Our teachers probably hoped that beyond sparking our interest in poetry, we might make the leap to read more of Robinson or Donne beyond what was in the anthology. I did, though most of my classmates did not.

I liked Robinson's poems, many of which were like short stories.

Songs based on poems are fairly common. There are a good number of direct interpretations as when Natalie Merchant uses poems, such as Emily Dickinson's "Because I Could Not Stop for Death." 

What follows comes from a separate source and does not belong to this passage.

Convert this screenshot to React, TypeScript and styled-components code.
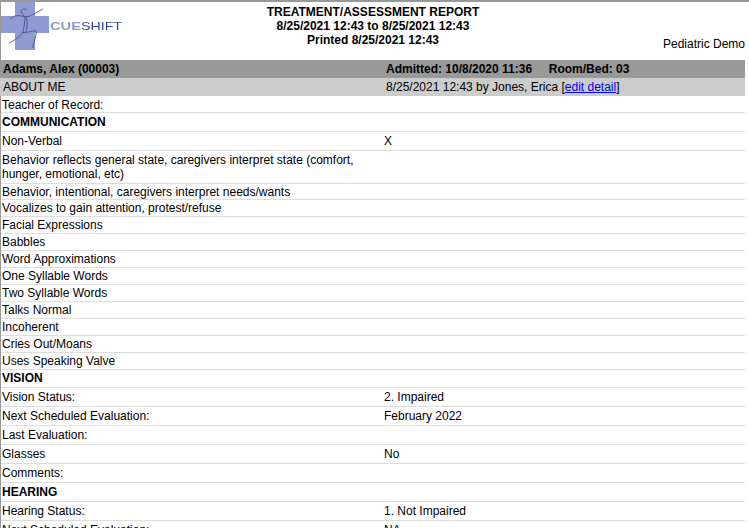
import React from "react";
import styled, { createGlobalStyle } from "styled-components";

const Global = createGlobalStyle`
  html, body { margin: 0; padding: 0; background: #fff; overflow: hidden; }
  body { font-family: "Liberation Sans", Arial, sans-serif; font-size: 12px; color: #000; }
`;

const Page = styled.div`
  width: 749px;
  height: 528px;
  overflow: hidden;
  border-top: 2px solid #999;
  box-sizing: border-box;
`;

const Sheet = styled.div`
  width: 745px;
  border-left: 1px solid #999;
  box-sizing: border-box;
`;

const Header = styled.header`
  display: grid;
  grid-template-columns: 122px 1fr 122px;
  height: 58px;
`;

const LogoBox = styled.div`
  display: flex;
  align-items: flex-start;
`;

const LogoArt = styled.svg`
  filter: blur(0.3px);
`;

const Titles = styled.div`
  padding-top: 3px;
  text-align: center;
  font-weight: bold;
  line-height: 14px;
`;

const Site = styled.div`
  align-self: end;
  text-align: right;
  padding-bottom: 9px;
`;

const Band = styled.div<{ $tone: "dark" | "light" }>`
  display: grid;
  grid-template-columns: 383px 1fr;
  height: 18px;
  line-height: 18px;
  padding-left: 3px;
  margin-left: -1px;
  background: ${(p) => (p.$tone === "dark" ? "#999" : "#ccc")};
  font-weight: ${(p) => (p.$tone === "dark" ? "bold" : "normal")};
`;

const Link = styled.a`
  color: #00e;
  text-decoration: underline;
`;

const Row = styled.div<{ $height: number; $nudge?: number }>`
  display: grid;
  grid-template-columns: 382px 1fr;
  height: ${(p) => p.$height}px;
  box-sizing: border-box;
  border-bottom: 1px solid #ddd;
  padding-left: 1px;
  padding-top: ${(p) => p.$nudge ?? 0}px;
  line-height: 14px;
  align-items: ${(p) => (p.$nudge === undefined ? "center" : "start")};
`;

const Label = styled.div<{ $strong?: boolean }>`
  max-width: 362px;
  font-weight: ${(p) => (p.$strong ? "bold" : "normal")};
`;

const Value = styled.div``;

const BrandText = styled.text`
  font-family: "Liberation Sans", Arial, sans-serif;
  font-size: 10.5px;
`;

const Logo = () => (
  <LogoArt width="122" height="50" viewBox="0 0 122 50" aria-label="CueShift">
    <path d="M14 0H34V14H48V31H34V48H14V31H0V14H14Z" fill="#8f9bd1" />
    <g fill="none" stroke="#3c4590" strokeWidth="0.8">
      <path d="M42 7 L29 14 C26 15 24 15 20 14 C16 13 12 14 9 17" />
      <path d="M26 8 C24 6 21 7 20 9 C20 12 23 13 24 15 C24 20 23 25 22 30 C20 34 14 38 8 41" />
      <path d="M21 30 C25 32 31 28 35 29 C36 34 32 40 32 46" />
      <path d="M25 15 C27 20 26 26 25 30" />
    </g>
    <BrandText x="49" y="27.5" fontWeight="bold" fill="#8f9bd1" textLength="31" lengthAdjust="spacingAndGlyphs">CUE</BrandText>
    <BrandText x="80" y="27.5" fill="#3c4590" textLength="41" lengthAdjust="spacingAndGlyphs">SHIFT</BrandText>
  </LogoArt>
);

type Item = { label: string; value?: string; strong?: boolean; height: number; nudge?: number };

const rows: Item[] = [
  { label: "Teacher of Record:", height: 17, nudge: 2 },
  { label: "COMMUNICATION", strong: true, height: 19 },
  { label: "Non-Verbal", value: "X", height: 19 },
  { label: "Behavior reflects general state, caregivers interpret state (comfort, hunger, emotional, etc)", height: 33 },
  { label: "Behavior, intentional, caregivers interpret needs/wants", height: 16 },
  { label: "Vocalizes to gain attention, protest/refuse", height: 17 },
  { label: "Facial Expressions", height: 17 },
  { label: "Babbles", height: 17 },
  { label: "Word Approximations", height: 17 },
  { label: "One Syllable Words", height: 17 },
  { label: "Two Syllable Words", height: 17 },
  { label: "Talks Normal", height: 17 },
  { label: "Incoherent", height: 17 },
  { label: "Cries Out/Moans", height: 17 },
  { label: "Uses Speaking Valve", height: 17 },
  { label: "VISION", strong: true, height: 18, nudge: 1 },
  { label: "Vision Status:", value: "2. Impaired", height: 19 },
  { label: "Next Scheduled Evaluation:", value: "February 2022", height: 19 },
  { label: "Last Evaluation:", height: 19 },
  { label: "Glasses", value: "No", height: 19 },
  { label: "Comments:", height: 19 },
  { label: "HEARING", strong: true, height: 19 },
  { label: "Hearing Status:", value: "1. Not Impaired", height: 19 },
  { label: "Next Scheduled Evaluation:", value: "NA", height: 19 },
];

export default function App() {
  return (
    <Page>
      <Global />
      <Sheet>
        <Header>
          <LogoBox>
            <Logo />
          </LogoBox>
          <Titles>
            <div>TREATMENT/ASSESSMENT REPORT</div>
            <div>8/25/2021 12:43 to 8/25/2021 12:43</div>
            <div>Printed 8/25/2021 12:43</div>
          </Titles>
          <Site>Pediatric Demo</Site>
        </Header>
        <Band $tone="dark">
          <div>Adams, Alex (00003)</div>
          <div>Admitted: 10/8/2020 11:36 &nbsp;&nbsp;&nbsp; Room/Bed: 03</div>
        </Band>
        <Band $tone="light">
          <div>ABOUT ME</div>
          <div>
            8/25/2021 12:43 by Jones, Erica [<Link href="#">edit detail</Link>]
          </div>
        </Band>
        {rows.map((r, i) => (
          <Row key={i} $height={r.height} $nudge={r.nudge}>
            <Label $strong={r.strong}>{r.label}</Label>
            <Value>{r.value}</Value>
          </Row>
        ))}
      </Sheet>
    </Page>
  );
}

This month we are going to try writing a poem from an existing song. But we are not looking to imitate the song or even use lines from the song. A better model, though in the reverse direction, might be Paul Simon's "I Am a Rock" which takes inspiration, but does not merely imitate John Donne's poem.

I AM A ROCK

A winter’s day
In a deep and dark December
I am alone
Gazing from my window
To the streets below
On a freshly fallen, silent shroud of snow

I am a rock
I am an island

I’ve built walls
A fortress, steep and mighty
That none may penetrate
I have no need of friendship
Friendship causes pain
It’s laughter and it’s loving I disdain

Don’t talk of love
Well, I’ve heard the words before
It’s sleeping in my memory
And I won’t disturb the slumber
Of feelings that have died
If I never loved, I never would have cried

I have my books
And my poetry to protect me
I am shielded in my armor
Hiding in my room
Safe within my womb
I touch no one and no one touches me

I am a rock
I am an island

And a rock feels no pain
And an island never cries

- Paul Simon





NO MAN IS AN ISLAND

No man is an island entire of itself; every man
is a piece of the continent, a part of the main;
if a clod be washed away by the sea, Europe
is the less, as well as if a promontory were, as
well as any manner of thy friends or of thine
own were; any man's death diminishes me,
because I am involved in mankind.
And therefore never send to know for whom
the bell tolls; it tolls for thee.

- John Donne


For this prompt, select any song as your inspiration. Indicate at the top or bottom of your poem what song/composer/artist you used. You might select some lines to repurpose. You might use themes from the song in your own poem. The original should serve as a contrasting view or extension to your poem, rather than being just another version of it.